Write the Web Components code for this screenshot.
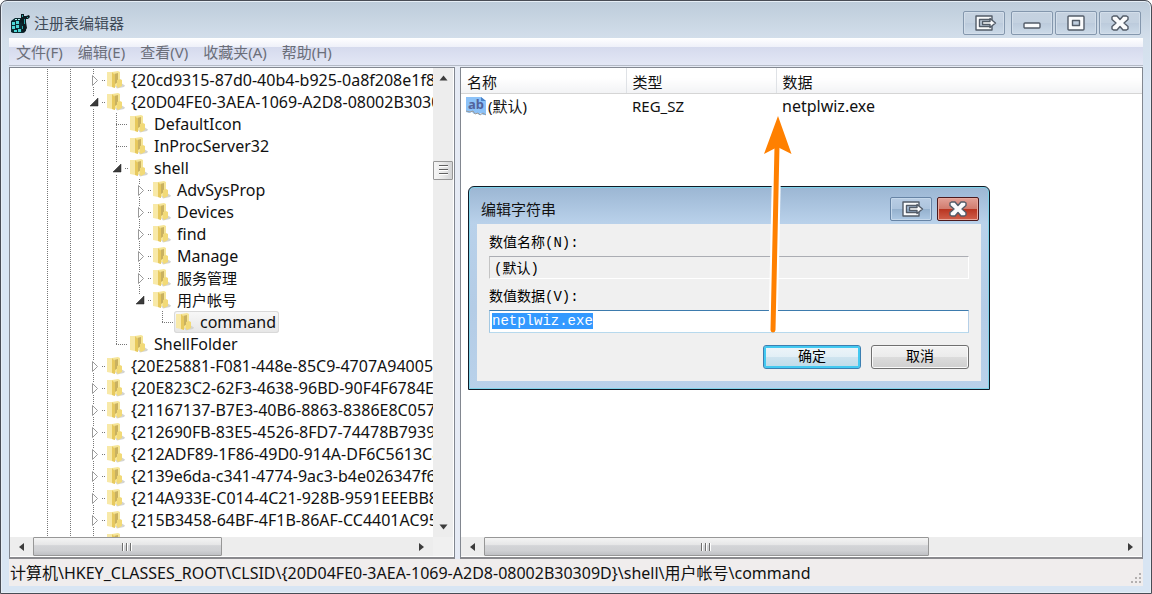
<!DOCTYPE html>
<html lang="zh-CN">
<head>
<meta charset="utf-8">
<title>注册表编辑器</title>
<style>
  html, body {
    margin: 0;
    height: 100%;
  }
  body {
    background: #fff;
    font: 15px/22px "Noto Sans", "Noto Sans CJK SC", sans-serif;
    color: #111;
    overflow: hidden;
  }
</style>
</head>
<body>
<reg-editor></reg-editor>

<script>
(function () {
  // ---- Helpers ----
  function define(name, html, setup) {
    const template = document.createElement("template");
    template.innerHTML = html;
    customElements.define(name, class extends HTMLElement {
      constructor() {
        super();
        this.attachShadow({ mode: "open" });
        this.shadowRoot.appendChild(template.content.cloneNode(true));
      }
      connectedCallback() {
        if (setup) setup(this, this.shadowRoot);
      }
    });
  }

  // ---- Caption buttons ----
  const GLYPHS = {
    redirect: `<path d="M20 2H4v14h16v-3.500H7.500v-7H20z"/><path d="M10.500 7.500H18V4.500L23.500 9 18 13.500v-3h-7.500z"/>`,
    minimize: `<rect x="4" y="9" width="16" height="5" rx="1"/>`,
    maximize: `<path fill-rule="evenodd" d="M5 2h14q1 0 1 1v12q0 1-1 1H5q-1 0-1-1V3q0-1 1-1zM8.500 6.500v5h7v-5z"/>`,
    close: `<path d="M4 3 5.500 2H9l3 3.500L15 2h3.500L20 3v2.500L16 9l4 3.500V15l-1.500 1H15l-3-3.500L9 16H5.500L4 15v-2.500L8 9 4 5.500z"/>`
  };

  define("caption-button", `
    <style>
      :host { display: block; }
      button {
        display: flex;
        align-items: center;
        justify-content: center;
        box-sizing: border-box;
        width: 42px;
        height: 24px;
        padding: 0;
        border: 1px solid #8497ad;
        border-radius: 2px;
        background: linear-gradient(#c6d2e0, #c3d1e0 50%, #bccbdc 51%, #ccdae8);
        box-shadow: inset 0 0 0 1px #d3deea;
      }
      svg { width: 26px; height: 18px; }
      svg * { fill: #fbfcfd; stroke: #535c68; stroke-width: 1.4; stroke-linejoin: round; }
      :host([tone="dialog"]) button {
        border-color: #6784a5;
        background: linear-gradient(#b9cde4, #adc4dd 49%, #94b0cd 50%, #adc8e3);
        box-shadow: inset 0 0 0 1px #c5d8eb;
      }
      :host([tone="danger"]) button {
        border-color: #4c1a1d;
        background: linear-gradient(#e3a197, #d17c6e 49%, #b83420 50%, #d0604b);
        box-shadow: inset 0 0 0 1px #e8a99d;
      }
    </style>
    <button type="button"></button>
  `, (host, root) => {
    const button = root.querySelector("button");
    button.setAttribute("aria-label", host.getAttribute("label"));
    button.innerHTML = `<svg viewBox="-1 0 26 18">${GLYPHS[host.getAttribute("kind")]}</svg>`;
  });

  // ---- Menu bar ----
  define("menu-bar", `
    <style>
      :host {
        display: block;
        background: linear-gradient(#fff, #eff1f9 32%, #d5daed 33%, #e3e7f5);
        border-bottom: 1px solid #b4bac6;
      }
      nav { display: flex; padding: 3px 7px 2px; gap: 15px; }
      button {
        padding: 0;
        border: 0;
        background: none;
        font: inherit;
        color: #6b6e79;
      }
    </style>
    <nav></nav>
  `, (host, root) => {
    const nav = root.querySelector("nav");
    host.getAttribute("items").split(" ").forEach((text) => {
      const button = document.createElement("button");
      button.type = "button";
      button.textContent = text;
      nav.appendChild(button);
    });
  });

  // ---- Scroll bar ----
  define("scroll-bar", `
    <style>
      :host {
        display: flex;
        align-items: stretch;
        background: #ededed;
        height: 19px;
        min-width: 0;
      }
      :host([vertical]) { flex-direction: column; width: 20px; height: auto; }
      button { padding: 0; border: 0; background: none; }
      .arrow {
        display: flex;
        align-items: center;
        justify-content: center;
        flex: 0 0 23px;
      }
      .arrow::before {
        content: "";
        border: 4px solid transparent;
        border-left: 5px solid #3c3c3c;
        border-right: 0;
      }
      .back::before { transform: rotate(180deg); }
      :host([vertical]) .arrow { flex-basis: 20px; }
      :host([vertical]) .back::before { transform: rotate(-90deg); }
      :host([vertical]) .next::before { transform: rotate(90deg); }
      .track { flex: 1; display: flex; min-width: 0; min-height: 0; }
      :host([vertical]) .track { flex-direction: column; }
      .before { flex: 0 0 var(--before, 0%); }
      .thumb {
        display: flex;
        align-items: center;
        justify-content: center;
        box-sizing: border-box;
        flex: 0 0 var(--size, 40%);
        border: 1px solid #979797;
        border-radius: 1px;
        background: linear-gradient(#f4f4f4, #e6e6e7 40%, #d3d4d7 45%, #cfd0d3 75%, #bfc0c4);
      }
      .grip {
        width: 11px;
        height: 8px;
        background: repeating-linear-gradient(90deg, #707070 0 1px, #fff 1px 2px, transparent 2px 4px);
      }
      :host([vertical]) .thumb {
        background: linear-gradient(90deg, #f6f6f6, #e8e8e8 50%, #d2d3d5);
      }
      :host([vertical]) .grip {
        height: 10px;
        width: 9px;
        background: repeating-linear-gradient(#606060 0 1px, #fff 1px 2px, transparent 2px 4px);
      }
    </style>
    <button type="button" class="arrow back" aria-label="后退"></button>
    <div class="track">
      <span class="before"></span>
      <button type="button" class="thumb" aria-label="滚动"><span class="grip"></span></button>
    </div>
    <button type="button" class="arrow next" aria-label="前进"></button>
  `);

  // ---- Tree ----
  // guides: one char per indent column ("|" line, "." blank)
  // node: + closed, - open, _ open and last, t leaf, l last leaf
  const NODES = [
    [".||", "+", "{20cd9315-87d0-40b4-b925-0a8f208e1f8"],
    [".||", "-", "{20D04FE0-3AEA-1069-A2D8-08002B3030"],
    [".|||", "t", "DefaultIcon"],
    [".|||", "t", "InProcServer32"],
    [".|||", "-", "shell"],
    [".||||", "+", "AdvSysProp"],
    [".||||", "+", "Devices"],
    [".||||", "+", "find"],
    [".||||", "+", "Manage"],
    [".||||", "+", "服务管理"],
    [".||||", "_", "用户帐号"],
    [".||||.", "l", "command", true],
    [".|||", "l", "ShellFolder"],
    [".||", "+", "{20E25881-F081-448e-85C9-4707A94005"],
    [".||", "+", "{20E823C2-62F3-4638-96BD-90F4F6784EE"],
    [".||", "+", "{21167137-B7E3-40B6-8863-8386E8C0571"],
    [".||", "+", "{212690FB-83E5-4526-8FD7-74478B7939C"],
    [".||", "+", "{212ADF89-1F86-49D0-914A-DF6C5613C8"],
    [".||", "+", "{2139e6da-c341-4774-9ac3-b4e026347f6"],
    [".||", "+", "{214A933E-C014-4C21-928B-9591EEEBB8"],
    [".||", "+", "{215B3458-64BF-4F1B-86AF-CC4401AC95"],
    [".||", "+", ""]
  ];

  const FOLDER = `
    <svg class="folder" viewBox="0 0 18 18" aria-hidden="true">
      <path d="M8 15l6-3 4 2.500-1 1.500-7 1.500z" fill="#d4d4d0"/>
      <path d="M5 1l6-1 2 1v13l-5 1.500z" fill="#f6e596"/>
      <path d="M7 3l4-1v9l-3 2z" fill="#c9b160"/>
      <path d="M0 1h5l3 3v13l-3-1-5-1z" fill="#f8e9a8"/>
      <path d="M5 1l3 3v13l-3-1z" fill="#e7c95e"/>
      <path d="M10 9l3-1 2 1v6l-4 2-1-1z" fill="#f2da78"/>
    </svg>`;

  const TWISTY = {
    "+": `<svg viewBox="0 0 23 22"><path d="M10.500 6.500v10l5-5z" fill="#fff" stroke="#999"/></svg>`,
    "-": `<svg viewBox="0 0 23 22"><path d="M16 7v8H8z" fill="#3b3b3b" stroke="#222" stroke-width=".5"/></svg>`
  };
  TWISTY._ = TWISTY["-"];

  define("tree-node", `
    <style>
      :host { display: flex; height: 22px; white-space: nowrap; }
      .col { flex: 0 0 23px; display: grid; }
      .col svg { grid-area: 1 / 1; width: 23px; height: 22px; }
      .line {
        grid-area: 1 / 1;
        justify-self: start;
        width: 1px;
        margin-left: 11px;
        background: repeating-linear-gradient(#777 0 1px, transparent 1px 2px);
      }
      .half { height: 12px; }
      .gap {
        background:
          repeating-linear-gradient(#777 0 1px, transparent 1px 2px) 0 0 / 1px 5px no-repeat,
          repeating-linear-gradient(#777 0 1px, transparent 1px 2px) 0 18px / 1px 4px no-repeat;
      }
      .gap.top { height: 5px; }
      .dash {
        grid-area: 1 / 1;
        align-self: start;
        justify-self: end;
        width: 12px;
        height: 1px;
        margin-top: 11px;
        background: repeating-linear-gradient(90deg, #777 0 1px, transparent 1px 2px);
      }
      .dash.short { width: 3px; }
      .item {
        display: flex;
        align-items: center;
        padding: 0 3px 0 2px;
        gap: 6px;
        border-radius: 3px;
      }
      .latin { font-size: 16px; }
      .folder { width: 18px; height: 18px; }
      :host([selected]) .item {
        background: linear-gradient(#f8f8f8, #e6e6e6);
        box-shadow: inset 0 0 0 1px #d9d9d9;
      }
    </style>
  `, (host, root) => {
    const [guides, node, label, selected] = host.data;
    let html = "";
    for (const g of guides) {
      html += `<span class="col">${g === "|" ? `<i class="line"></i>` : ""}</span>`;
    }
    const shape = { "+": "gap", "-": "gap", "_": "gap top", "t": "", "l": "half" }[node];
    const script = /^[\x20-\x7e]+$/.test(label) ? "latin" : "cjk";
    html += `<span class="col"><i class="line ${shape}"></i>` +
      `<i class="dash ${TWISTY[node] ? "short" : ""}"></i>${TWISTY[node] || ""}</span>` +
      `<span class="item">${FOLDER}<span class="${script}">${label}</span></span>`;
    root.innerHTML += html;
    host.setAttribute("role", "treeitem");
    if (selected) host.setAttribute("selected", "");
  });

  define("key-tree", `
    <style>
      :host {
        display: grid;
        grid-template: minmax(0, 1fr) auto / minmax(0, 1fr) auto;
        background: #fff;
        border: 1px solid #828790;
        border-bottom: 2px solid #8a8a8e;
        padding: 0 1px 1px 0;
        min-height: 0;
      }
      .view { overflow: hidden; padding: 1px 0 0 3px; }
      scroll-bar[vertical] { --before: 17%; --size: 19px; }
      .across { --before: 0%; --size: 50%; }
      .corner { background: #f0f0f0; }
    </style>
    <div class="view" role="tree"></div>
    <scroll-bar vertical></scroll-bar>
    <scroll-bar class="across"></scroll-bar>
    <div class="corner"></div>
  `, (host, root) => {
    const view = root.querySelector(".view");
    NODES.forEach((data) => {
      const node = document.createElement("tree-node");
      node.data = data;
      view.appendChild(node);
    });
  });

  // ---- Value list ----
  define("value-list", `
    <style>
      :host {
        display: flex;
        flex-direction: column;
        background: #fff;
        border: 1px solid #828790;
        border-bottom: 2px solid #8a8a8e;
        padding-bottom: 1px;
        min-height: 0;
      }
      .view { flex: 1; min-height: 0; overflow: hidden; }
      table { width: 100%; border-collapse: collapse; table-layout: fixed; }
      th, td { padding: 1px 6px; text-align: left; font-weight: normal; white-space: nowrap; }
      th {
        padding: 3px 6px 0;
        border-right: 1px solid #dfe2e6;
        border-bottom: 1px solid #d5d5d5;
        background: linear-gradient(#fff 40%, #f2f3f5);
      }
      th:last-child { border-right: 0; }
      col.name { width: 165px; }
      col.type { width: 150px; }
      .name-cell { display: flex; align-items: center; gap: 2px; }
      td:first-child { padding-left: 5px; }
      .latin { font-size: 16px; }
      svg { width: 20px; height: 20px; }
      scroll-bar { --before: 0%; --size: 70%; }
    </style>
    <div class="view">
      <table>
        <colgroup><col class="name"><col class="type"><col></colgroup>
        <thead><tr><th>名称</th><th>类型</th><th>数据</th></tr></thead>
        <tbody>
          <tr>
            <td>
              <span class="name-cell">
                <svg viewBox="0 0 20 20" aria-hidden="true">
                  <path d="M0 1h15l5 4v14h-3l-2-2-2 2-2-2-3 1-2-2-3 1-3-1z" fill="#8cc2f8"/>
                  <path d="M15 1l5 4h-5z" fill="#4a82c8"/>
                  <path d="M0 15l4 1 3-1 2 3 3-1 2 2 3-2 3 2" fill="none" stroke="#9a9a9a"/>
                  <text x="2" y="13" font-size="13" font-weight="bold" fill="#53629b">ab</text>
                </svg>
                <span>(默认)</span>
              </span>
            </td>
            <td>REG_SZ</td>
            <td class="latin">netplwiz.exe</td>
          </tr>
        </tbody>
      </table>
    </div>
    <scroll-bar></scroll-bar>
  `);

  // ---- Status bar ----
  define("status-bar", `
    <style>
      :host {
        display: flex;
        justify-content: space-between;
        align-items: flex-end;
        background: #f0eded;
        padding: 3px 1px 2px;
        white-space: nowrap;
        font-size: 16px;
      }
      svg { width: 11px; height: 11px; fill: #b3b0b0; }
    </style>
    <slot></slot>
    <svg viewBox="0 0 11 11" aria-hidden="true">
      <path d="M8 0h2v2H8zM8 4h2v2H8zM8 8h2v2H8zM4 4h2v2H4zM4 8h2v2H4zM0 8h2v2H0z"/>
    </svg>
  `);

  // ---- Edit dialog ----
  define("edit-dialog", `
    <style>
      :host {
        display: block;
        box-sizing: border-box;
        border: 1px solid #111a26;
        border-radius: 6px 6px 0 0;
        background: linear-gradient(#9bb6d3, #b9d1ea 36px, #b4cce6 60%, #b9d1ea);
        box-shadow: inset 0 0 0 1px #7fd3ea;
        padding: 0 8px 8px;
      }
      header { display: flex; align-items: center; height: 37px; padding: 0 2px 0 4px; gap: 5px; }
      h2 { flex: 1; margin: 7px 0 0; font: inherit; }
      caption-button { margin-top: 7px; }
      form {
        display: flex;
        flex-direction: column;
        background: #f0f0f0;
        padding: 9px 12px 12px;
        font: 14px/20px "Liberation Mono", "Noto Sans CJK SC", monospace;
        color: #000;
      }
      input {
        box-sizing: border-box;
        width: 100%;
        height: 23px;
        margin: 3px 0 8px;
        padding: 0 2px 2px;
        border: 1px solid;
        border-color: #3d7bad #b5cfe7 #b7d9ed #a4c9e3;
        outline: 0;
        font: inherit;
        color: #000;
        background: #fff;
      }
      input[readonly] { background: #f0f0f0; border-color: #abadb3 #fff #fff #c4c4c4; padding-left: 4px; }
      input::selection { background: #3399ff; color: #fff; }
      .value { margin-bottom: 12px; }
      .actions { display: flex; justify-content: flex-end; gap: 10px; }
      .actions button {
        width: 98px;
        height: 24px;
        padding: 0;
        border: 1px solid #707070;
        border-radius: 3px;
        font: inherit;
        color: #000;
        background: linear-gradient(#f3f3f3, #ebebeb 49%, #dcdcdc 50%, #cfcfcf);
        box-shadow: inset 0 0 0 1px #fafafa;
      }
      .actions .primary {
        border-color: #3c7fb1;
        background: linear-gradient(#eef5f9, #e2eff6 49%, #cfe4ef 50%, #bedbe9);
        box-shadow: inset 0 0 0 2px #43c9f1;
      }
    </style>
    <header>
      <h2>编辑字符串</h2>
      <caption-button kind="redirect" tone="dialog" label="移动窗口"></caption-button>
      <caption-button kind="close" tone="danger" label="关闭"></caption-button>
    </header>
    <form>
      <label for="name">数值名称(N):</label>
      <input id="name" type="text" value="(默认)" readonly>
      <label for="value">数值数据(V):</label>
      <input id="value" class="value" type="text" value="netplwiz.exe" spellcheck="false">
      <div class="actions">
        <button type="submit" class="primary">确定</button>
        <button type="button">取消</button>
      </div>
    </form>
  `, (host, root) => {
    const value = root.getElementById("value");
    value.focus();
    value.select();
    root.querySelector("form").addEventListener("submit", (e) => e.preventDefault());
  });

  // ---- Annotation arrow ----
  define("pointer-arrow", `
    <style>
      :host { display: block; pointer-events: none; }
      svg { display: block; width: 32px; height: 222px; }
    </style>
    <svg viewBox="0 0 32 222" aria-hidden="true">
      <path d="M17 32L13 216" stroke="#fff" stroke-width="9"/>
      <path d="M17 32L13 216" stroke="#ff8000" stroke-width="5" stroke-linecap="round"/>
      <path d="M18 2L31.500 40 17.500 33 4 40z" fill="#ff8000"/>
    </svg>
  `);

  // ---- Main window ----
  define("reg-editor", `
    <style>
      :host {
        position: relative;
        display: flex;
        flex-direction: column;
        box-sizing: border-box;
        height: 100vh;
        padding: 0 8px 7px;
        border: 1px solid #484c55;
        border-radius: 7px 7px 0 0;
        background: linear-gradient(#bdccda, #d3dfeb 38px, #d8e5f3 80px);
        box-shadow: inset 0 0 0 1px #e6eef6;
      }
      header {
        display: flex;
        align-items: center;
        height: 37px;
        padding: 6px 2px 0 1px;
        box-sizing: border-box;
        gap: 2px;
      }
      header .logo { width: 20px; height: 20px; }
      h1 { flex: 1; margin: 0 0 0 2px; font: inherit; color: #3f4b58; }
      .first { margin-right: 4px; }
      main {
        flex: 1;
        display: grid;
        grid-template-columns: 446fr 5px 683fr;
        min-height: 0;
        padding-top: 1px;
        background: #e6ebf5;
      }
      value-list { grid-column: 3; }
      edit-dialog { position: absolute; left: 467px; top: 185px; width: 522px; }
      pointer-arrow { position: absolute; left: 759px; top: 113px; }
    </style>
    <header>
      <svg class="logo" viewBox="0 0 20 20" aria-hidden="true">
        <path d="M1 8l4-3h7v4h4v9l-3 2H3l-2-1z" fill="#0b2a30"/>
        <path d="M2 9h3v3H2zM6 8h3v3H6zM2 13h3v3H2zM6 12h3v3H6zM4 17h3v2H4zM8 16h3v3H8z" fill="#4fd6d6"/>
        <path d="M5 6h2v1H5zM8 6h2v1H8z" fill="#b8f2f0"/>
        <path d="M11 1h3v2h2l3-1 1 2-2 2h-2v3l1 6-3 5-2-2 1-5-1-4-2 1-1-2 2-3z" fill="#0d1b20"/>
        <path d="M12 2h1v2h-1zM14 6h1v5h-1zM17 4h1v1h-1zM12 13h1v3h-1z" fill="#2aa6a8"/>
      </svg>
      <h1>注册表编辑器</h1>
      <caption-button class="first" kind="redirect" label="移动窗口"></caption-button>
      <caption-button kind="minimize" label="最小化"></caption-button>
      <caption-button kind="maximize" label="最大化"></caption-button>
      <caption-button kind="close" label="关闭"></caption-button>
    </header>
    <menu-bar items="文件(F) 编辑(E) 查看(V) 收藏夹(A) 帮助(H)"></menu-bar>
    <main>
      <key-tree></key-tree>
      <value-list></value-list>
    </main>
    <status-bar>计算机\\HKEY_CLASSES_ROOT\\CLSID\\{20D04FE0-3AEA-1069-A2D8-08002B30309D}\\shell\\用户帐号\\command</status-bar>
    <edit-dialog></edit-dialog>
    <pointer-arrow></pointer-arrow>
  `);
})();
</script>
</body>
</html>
+ + +
### [Given exercise]
Repeat the lines above, starting at the first and stopping after the line that holds "<reg-editor></reg-editor>", with the pictures left out.

### [Answer to this exercise]
Write the Web Components code for this screenshot.
<!DOCTYPE html>
<html lang="zh-CN">
<head>
<meta charset="utf-8">
<title>注册表编辑器</title>
<style>
  html, body {
    margin: 0;
    height: 100%;
  }
  body {
    background: #fff;
    font: 15px/22px "Noto Sans", "Noto Sans CJK SC", sans-serif;
    color: #111;
    overflow: hidden;
  }
</style>
</head>
<body>
<reg-editor></reg-editor>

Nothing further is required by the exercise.